My answer is, “Yes, especially on the web.” In fact, web designers prefer short passages, subtitles, photographs or other methods to keep general readers involved but not weary-eyed reading page after page of text.

 To follow up on my belief in reprints and serialization, I’m republishing a work that I believe deserves attention. “Rendezvous on the Peace,” by Shirlee Smith Matheson, was first published by the Chinook Branch of the Alberta Historical Society in the newsletter History Now (ca.1994) It is an example of nonfiction in which the descriptive and poetic language is moving. Part I of the work reprinted below offers setting and context. Next week, Part II will provide glimpses of history, and the following week, Part III becomes reflective, returning readers to setting. Yet, both the creative reflections and vivid descriptions seem related to photography concepts. To begin, this week, enjoy the fine use of language.

Rendezvous on the Peace

by Shirlee Smith Matheson

Part 1

 The river wends its way forever and forever

Its ripples splash to dampen shoring rocks.

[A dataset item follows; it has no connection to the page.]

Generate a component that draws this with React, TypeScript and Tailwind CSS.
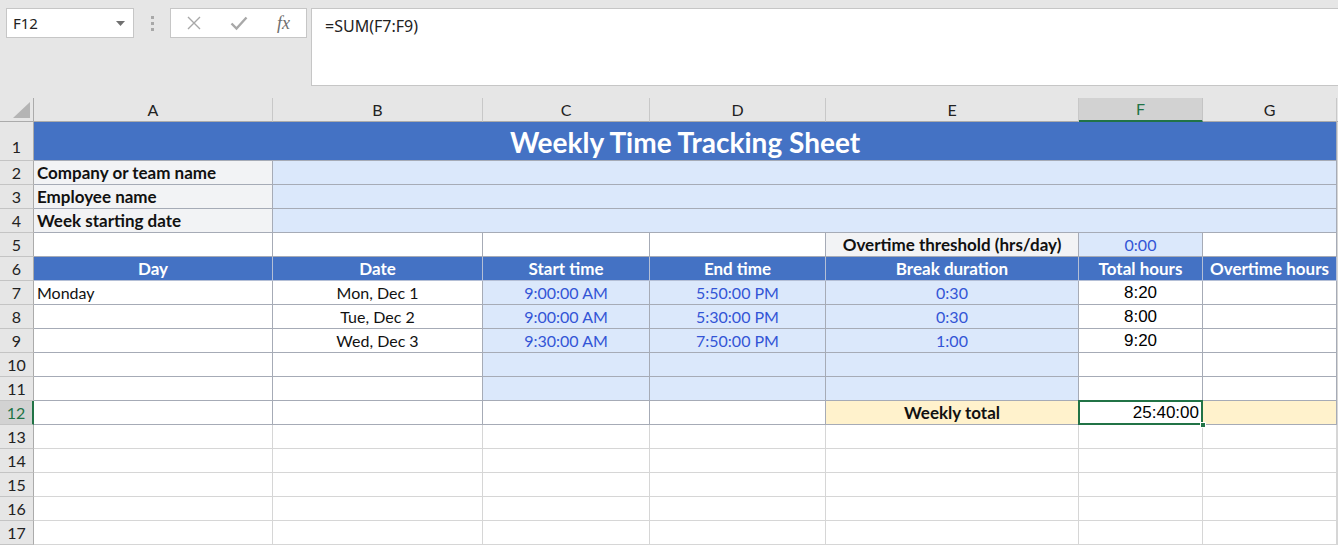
import React from 'react';

type CellProps = {
    className?: string;
    children?: React.ReactNode;
};

// table cells inside the formatted block get the darker bluish border,
// the empty sheet below gets the normal light gridlines
const TB = 'border-r border-b border-[#a6abb6]';
const GL = 'border-r border-b border-[#d6d6d6]';

function Cell({ className = '', children }: CellProps) {
    return <div className={`flex items-center overflow-hidden whitespace-nowrap ${className}`}>{children}</div>;
}

function RowHead({ n, active = false }: { n: number; active?: boolean }) {
    if (active) {
        return (
            <div className="flex items-center justify-center bg-[#d2d2d2] text-[#217346] border-r-2 border-r-[#217346] border-b border-b-[#c4c4c4] text-[16px]">
                {n}
            </div>
        );
    }
    return (
        <div className={`flex justify-center bg-[#e6e6e6] text-[#222] border-r border-r-[#ababab] border-b border-b-[#c4c4c4] text-[16px] ${n === 1 ? 'items-end pb-[1px]' : 'items-center'}`}>
            {n}
        </div>
    );
}

function ColHead({ label, active = false }: { label: string; active?: boolean }) {
    if (active) {
        return (
            <div className="flex items-center justify-center bg-[#d2d2d2] text-[#217346] border-b-2 border-b-[#217346] border-r border-r-[#c4c4c4] text-[16px]">
                {label}
            </div>
        );
    }
    return (
        <div className="flex items-center justify-center bg-[#e6e6e6] text-[#222] border-b border-b-[#ababab] border-r border-r-[#c8c8c8] text-[16px]">
            {label}
        </div>
    );
}

const blueText = 'text-[#3355d6]';

export default function App() {
    const emptyRows = [13, 14, 15, 16, 17];

    return (
        <div className="w-[1338px] h-[545px] overflow-hidden bg-white" style={{ fontFamily: 'Lato, "Noto Sans", sans-serif' }}>
            {/* formula bar */}
            <div className="h-[98px] bg-[#e6e6e6] flex items-start pt-[8px]" style={{ fontFamily: '"Noto Sans", "Open Sans", sans-serif' }}>
                <div className="ml-[6px] w-[128px] h-[30px] bg-white border border-[#c6c6c6] flex items-center justify-between pl-[6px] pr-[8px] text-[15px] text-[#222]">
                    <span>F12</span>
                    <svg width="9" height="5" viewBox="0 0 9 5"><path d="M0 0h9L4.5 5z" fill="#707070" /></svg>
                </div>
                <div className="w-[36px] h-[30px] flex flex-col items-center justify-center gap-[3px]">
                    <div className="w-[3px] h-[3px] bg-[#a8a8a8]" />
                    <div className="w-[3px] h-[3px] bg-[#a8a8a8]" />
                    <div className="w-[3px] h-[3px] bg-[#a8a8a8]" />
                </div>
                <div className="w-[137px] h-[30px] bg-white border border-[#c6c6c6] flex items-center">
                    <div className="w-[45px] flex justify-center">
                        <svg width="16" height="16" viewBox="0 0 16 16">
                            <path d="M2 2l12 12M14 2L2 14" stroke="#a8a8a8" strokeWidth="1.4" fill="none" />
                        </svg>
                    </div>
                    <div className="w-[45px] flex justify-center">
                        <svg width="18" height="16" viewBox="0 0 18 16">
                            <path d="M1.5 8.5l5 5L16.5 2.5" stroke="#a8a8a8" strokeWidth="2.4" fill="none" />
                        </svg>
                    </div>
                    <div className="w-[45px] flex justify-center text-[18px] italic text-[#6e6e6e]" style={{ fontFamily: '"Liberation Serif", serif' }}>
                        fx
                    </div>
                </div>
                <div className="ml-[4px] flex-1 h-[78px] bg-white border border-r-0 border-[#c6c6c6] pl-[13px] pt-[5px] text-[16px] text-[#222]">
                    =SUM(F7:F9)
                </div>
            </div>

            {/* sheet */}
            <div className="grid grid-cols-[34px_239px_210px_167px_176px_253px_124px_134px_1fr] grid-rows-[24px_39px_repeat(16,24px)] text-[16px] text-[#111]">
                {/* column headers */}
                <div className="bg-[#e6e6e6] border-r border-r-[#ababab] border-b border-b-[#ababab] flex items-end justify-end pr-[3px] pb-[3px]">
                    <svg width="17" height="16" viewBox="0 0 17 16"><path d="M17 0v16H0z" fill="#b4b4b4" /></svg>
                </div>
                <ColHead label="A" />
                <ColHead label="B" />
                <ColHead label="C" />
                <ColHead label="D" />
                <ColHead label="E" />
                <ColHead label="F" active />
                <ColHead label="G" />
                <div className="bg-[#e6e6e6] border-b border-b-[#ababab]" />

                {/* row 1 */}
                <RowHead n={1} />
                <Cell className={`col-span-7 justify-center bg-[#4472c4] text-white font-bold text-[28px] pt-[1px] ${TB}`}>
                    Weekly Time Tracking Sheet
                </Cell>
                <Cell className={GL} />

                {/* rows 2-4 */}
                {['Company or team name', 'Employee name', 'Week starting date'].map((label, i) => (
                    <React.Fragment key={label}>
                        <RowHead n={i + 2} />
                        <Cell className={`bg-[#f2f3f5] font-bold text-[17px] pl-[3px] ${TB}`}>{label}</Cell>
                        <Cell className={`col-span-6 bg-[#dbe8fb] ${TB}`} />
                        <Cell className={GL} />
                    </React.Fragment>
                ))}

                {/* row 5 */}
                <RowHead n={5} />
                <Cell className={TB} />
                <Cell className={TB} />
                <Cell className={TB} />
                <Cell className={TB} />
                <Cell className={`justify-center bg-[#f2f3f5] font-bold text-[17px] ${TB}`}>Overtime threshold (hrs/day)</Cell>
                <Cell className={`justify-center bg-[#dbe8fb] ${blueText} ${TB}`}>0:00</Cell>
                <Cell className={TB} />
                <Cell className={GL} />

                {/* row 6 */}
                <RowHead n={6} />
                {['Day', 'Date', 'Start time', 'End time', 'Break duration', 'Total hours', 'Overtime hours'].map((h) => (
                    <Cell key={h} className={`justify-center bg-[#4472c4] text-white font-bold text-[17px] border-r border-b border-[#b4bfd6]`}>
                        {h}
                    </Cell>
                ))}
                <Cell className={GL} />

                {/* rows 7-11 */}
                {[
                    { day: 'Monday', date: 'Mon, Dec 1', start: '9:00:00 AM', end: '5:50:00 PM', brk: '0:30', total: '8:20' },
                    { day: '', date: 'Tue, Dec 2', start: '9:00:00 AM', end: '5:30:00 PM', brk: '0:30', total: '8:00' },
                    { day: '', date: 'Wed, Dec 3', start: '9:30:00 AM', end: '7:50:00 PM', brk: '1:00', total: '9:20' },
                    { day: '', date: '', start: '', end: '', brk: '', total: '' },
                    { day: '', date: '', start: '', end: '', brk: '', total: '' },
                ].map((r, i) => (
                    <React.Fragment key={i}>
                        <RowHead n={i + 7} />
                        <Cell className={`pl-[3px] ${TB}`}>{r.day}</Cell>
                        <Cell className={`justify-center ${TB}`}>{r.date}</Cell>
                        <Cell className={`justify-center bg-[#dbe8fb] ${blueText} ${TB}`}>{r.start}</Cell>
                        <Cell className={`justify-center bg-[#dbe8fb] ${blueText} ${TB}`}>{r.end}</Cell>
                        <Cell className={`justify-center bg-[#dbe8fb] ${blueText} ${TB}`}>{r.brk}</Cell>
                        <Cell className={`justify-center text-black text-[17px] ${TB}`}>
                            <span style={{ fontFamily: '"Liberation Sans", Arial, sans-serif' }}>{r.total}</span>
                        </Cell>
                        <Cell className={TB} />
                        <Cell className={GL} />
                    </React.Fragment>
                ))}

                {/* row 12 */}
                <RowHead n={12} active />
                <Cell className={TB} />
                <Cell className={TB} />
                <Cell className={TB} />
                <Cell className={TB} />
                <Cell className={`justify-center bg-[#fff2cc] font-bold text-[17px] ${TB}`}>Weekly total</Cell>
                <div className={`relative ${TB}`}>
                    <div className="absolute -left-[1px] -top-[1px] -right-[1px] -bottom-[1px] border-2 border-[#217346] flex items-center justify-end pr-[2px] text-[17px] text-black">
                        <span style={{ fontFamily: '"Liberation Sans", Arial, sans-serif' }}>25:40:00</span>
                    </div>
                    <div className="absolute -right-[4px] -bottom-[4px] w-[6px] h-[6px] bg-[#217346] border border-white" />
                </div>
                <Cell className={`bg-[#fff2cc] ${TB}`} />
                <Cell className={GL} />

                {/* rows 13-17 */}
                {emptyRows.map((n) => (
                    <React.Fragment key={n}>
                        <RowHead n={n} />
                        <Cell className={GL} />
                        <Cell className={GL} />
                        <Cell className={GL} />
                        <Cell className={GL} />
                        <Cell className={GL} />
                        <Cell className={GL} />
                        <Cell className={GL} />
                        <Cell className={GL} />
                    </React.Fragment>
                ))}
            </div>
        </div>
    );
}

It knew no master, this, the Peace so mighty

When it was harnessed not by dams or locks.

Poem by Earl Kitchener Pollon, co-author with Shirlee Smith Matheson, This Was Our Valley (Detselig Enterprises, Calgary, 1989, reprint 1993)

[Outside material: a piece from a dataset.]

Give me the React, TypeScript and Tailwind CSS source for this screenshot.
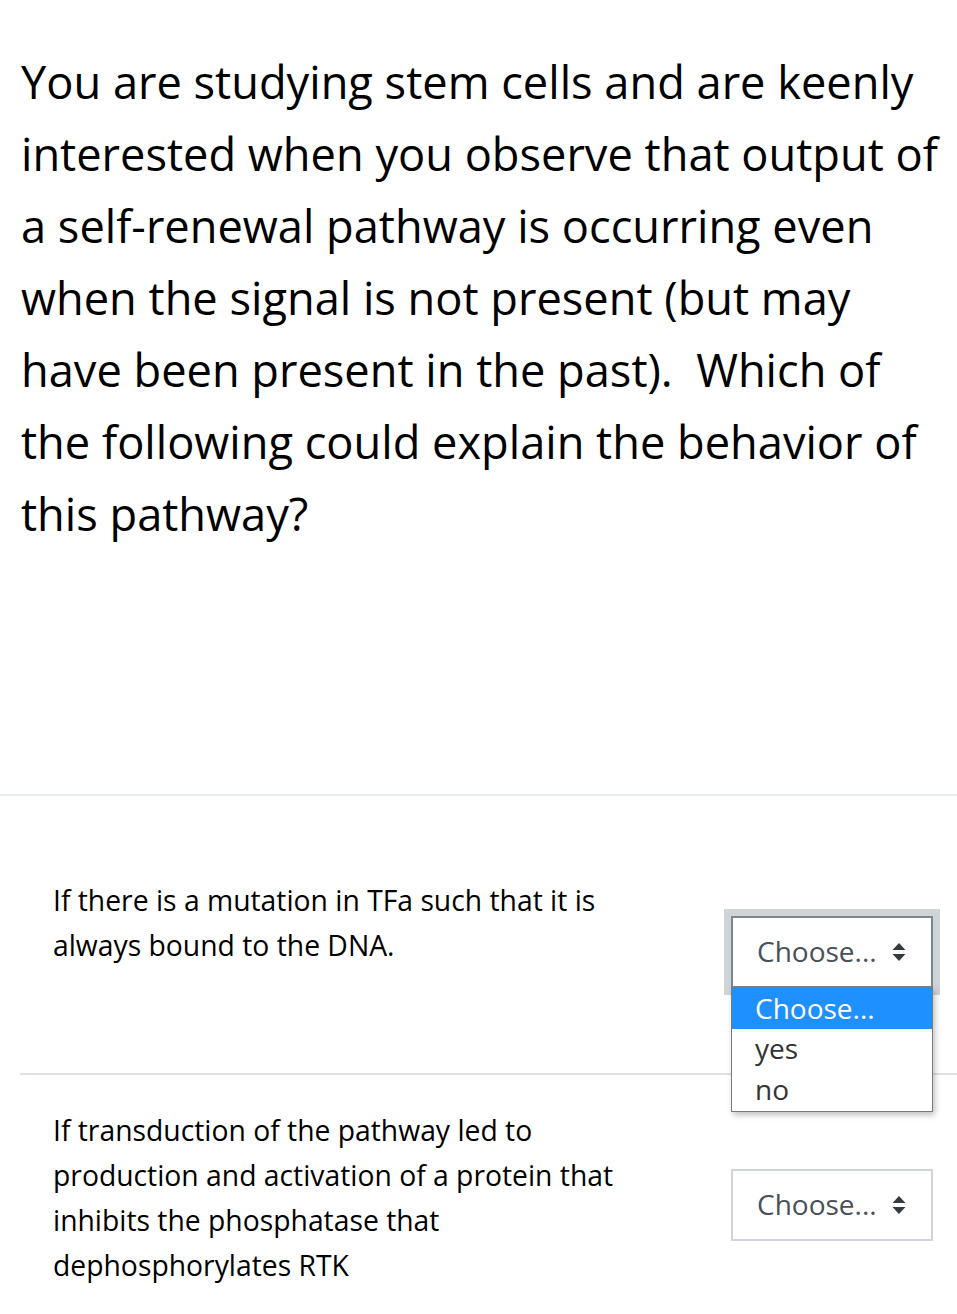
import React from "react";

function Arrows() {
  return (
    <svg width="14" height="20" viewBox="0 0 14 20" className="shrink-0">
      <path d="M7 1 L13.5 8 H0.5 Z" fill="#343a40" />
      <path d="M7 19 L13.5 12 H0.5 Z" fill="#343a40" />
    </svg>
  );
}

function SelectBox({ focused }: { focused?: boolean }) {
  return (
    <div
      className={
        "w-[202px] h-[72px] bg-white flex items-center justify-between pl-[24px] pr-[25px] text-[28px] text-[#495057] " +
        (focused
          ? "border-2 border-[#7d8791] shadow-[0_0_0_7px_#d0d4d9]"
          : "border-2 border-[#ced4da]")
      }
    >
      <span className="leading-none pb-[2px]">Choose...</span>
      <Arrows />
    </div>
  );
}

export default function App() {
  return (
    <div className="w-[957px] min-h-[1314px] bg-white text-black font-['Open_Sans',sans-serif] overflow-hidden">
      <div className="pt-[46px] pl-[21px] text-[45.2px] leading-[72px] whitespace-nowrap">
        You are studying stem cells and are keenly
        <br />
        interested when you observe that output of
        <br />
        a self-renewal pathway is occurring even
        <br />
        when the signal is not present (but may
        <br />
        have been present in the past).&nbsp; Which of
        <br />
        the following could explain the behavior of
        <br />
        this pathway?
      </div>
      <div className="mt-[244px] border-t-2 border-[#e9ecef]" />
      <div className="flex items-start pt-[82px]">
        <div className="pl-[53px] w-[731px] text-[28.3px] leading-[45px] whitespace-nowrap">
          If there is a mutation in TFa such that it is
          <br />
          always bound to the DNA.
        </div>
        <div className="relative mt-[38px]">
          <SelectBox focused />
          <div className="absolute left-0 top-[71px] w-[202px] bg-white border border-[#7a7a7a] shadow-[2px_3px_6px_rgba(0,0,0,0.25)] text-[28px] z-10">
            <div className="h-[41px] bg-[#1e90ff] text-white pl-[23px] flex items-center">
              <span className="leading-none pb-[2px]">Choose...</span>
            </div>
            <div className="h-[41px] text-[#333] pl-[23px] flex items-center">
              <span className="leading-none pb-[4px]">yes</span>
            </div>
            <div className="h-[41px] text-[#333] pl-[23px] flex items-center">
              <span className="leading-none pb-[4px]">no</span>
            </div>
          </div>
        </div>
      </div>
      <div className="ml-[20px] mt-[85px] border-t-2 border-[#dee2e6]" />
      <div className="flex items-start pt-[33px]">
        <div className="pl-[53px] w-[731px] text-[28.3px] leading-[45px] whitespace-nowrap">
          If transduction of the pathway led to
          <br />
          production and activation of a protein that
          <br />
          inhibits the phosphatase that
          <br />
          dephosphorylates RTK
        </div>
        <div className="mt-[61px]">
          <SelectBox />
        </div>
      </div>
    </div>
  );
}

We leave at dusk to travel 90 miles up the Peace River from Hudson’s Hope, BC, to Finlay Forks.  Ken Kyllo is captain of this 26-foot jet boat powered by an Olds 455-cubic-inch engine and assures me he’s made this trip thousands of times, day and night.

I’ve often heard of Finlay Forks – the point where the Finlay River flowing from the north joins the Parsnip River from the south to become the mighty Peace.  That energetic offspring plunges through the Continental Divide of the Rocky Mountains, races northward for 2,600 miles and crosses the finish line to pour its waters into the Bering Sea.  Now, however, the energy of the Peace is harnessed by two (perhaps soon to be three) hydro-electric dams, and so this portion of the river on which we are travelling tonight is called simply the Peace Arm, an extension of the dams’ reservoir named for a former politician, Ray Williston.

I’ve been invited to read from my books written about this place and its people, namely This Was Our Valley and Youngblood of the Peace.  My reading is part of the welcome celebrations planned at the Forks for 23 voyageurs from Lakehead University in Thunder Bay, Ontario, who have spent four years retracing the historic voyages of Sir Alexander Mackenzie.  Their three canoes have already traversed the Peace Arm that we are jet-boating over tonight.

The evening sun turns the water to a shimmering mirror and the surrounding cut banks to golden walls topped with a dark green fringe of forest.  Ken Kyllo maneuvers the large boat around “deadhead” logs partly submerged in water and other dangerous debris. Several times he stops the boat to remove sticks from the engine’s jets.

Gold is a word often associated with the Peace River in days gone by, bringing hopeful prospectors and equally excited homesteaders.  One of the most famous families was the Beatties who built a magnificent ranch at Gold Bar.  Now the homesteads are all gone, submerged by the waters of Williston Lake.